Fritz Lang did it again.
Of all the films I’ve watched so far, using 101 Horror Movies as my guide, this and Nosferatu are probably my favorites so far.
The story is good, and its also very disturbing.
Peter Lorre plays Hans Beckert, and he is a child killer, first appearing as a malignant shadow talking to a little girl, before she disappears.
His character is terrorizing a town, abducting children from the streets with promises of candy and toys, and they are never seen again.
He sends letters to both the police and the newspapers, and its hinted at through an investigative sequence, that perhaps he does more to the children as well, though we never learn, but to leave it as a mystery like that makes it just as frightening.

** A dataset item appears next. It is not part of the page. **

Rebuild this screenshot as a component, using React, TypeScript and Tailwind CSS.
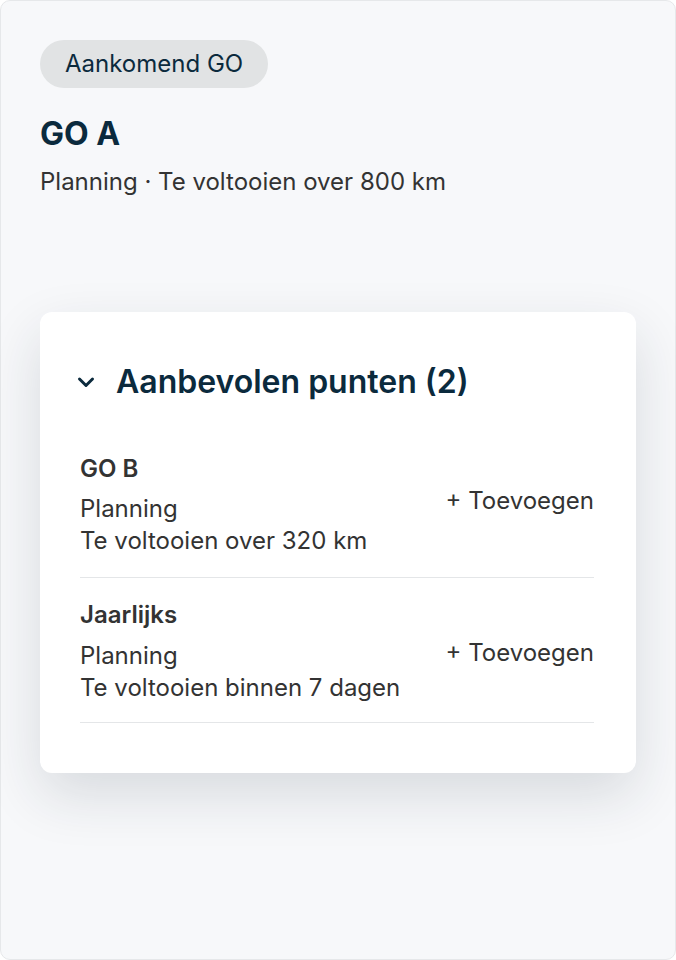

The police practically ransack the town to track down Beckert, following down even the flimsiest lead if it draws them closer.
This however steps on the toes of those in the underworld, who are just as upset with Beckert’s actions, though whether they are upset that he is killing children or just causing the police to crack down on the town, and therefore them is unclear at the beginning.
In a wonderfully intercut sequence both the police and the heads of the crime unions are debating about what to do, and how to catch and stop Beckert.
Then the chase is on to see who will get to him first and render justice.
When the Beggars Union of the crime syndicates find him first and mark him, what follows is a tense sequence as Beckert is trailed, until the child he’s taken with him realizes there is a chalk ‘M’ on his back, and then tells him! The realization of what is going on dawns on his face, and he panics and runs.
He holes up in an office building but is slowly hunted down, until he is grabbed, and brought to trial before the criminals and a portion of the town.
At this point, despite the fact that you know he’s done wrong, lets be honest, downright evil, Beckert no longer seems to be such a malignant character, now he is a sad, pathetic creature, one who is now desperately afraid of what will befall him in this court.
He makes an interesting speech wherein he points out that who are they to judge him, they could just as easily stop their thieving and murdering, but they don’t. How is he so different?
It’s a fair point.
The film is truly troubling in the way it presents its subject matter, almost in a documentary style, the camera is merely an observer, showing us the story, it’s not trying to manipulate your emotions, it’s not lying to you, its not keeping anything hidden, it simply gives you the facts, and lets you proceed from there.
There’s something about this film that got under my skin, I don’t know what it was, albeit the subject matter is troubling, but I was both disturbed and enthralled by it.
I think part of it was that for so long in my mind I have associated Lorre with his role of Ugarte in Casablanca, he’s a rat, sure, but you tend to think he’s mostly harmless, slimey, but harmless. Yet, when he’s first shown to us here, he seems to be quite content with what he’s doing, his performance is chilling, whistling (though this was recorded by Lang as Lorre couldn’t whistle) as he stalks children, and when he’s hunted through the business offices part of you wants to see him caught, but the other part of you is actually afraid for him, that isn’t easily done and that is due to his performance.
He talks later of the ghosts and voices that haunt him, but he certainly didn’t seem haunted while he was in the process of abducting his target, was he lying in his trial?
Where does the line for right and wrong get drawn? At what point should people, even criminals take the law into their as vigilantes?
There would have been no better trial by his peers than the one Beckert is given, and both sides actually make very good arguments, and ike the rest of the film it is chilling.
Lorre is amazing, and does something I couldn’t believe would’ve been possible, and that is to feel empathy and sorrow for his character. But you want justice as well, though as the women at the end of the film point out, how will that bring back the lost children.
Be wary, keep an eye out, and keep your children safe.
I can’t recommendthis film enough, it blew me away, and in parts, is truly frightening.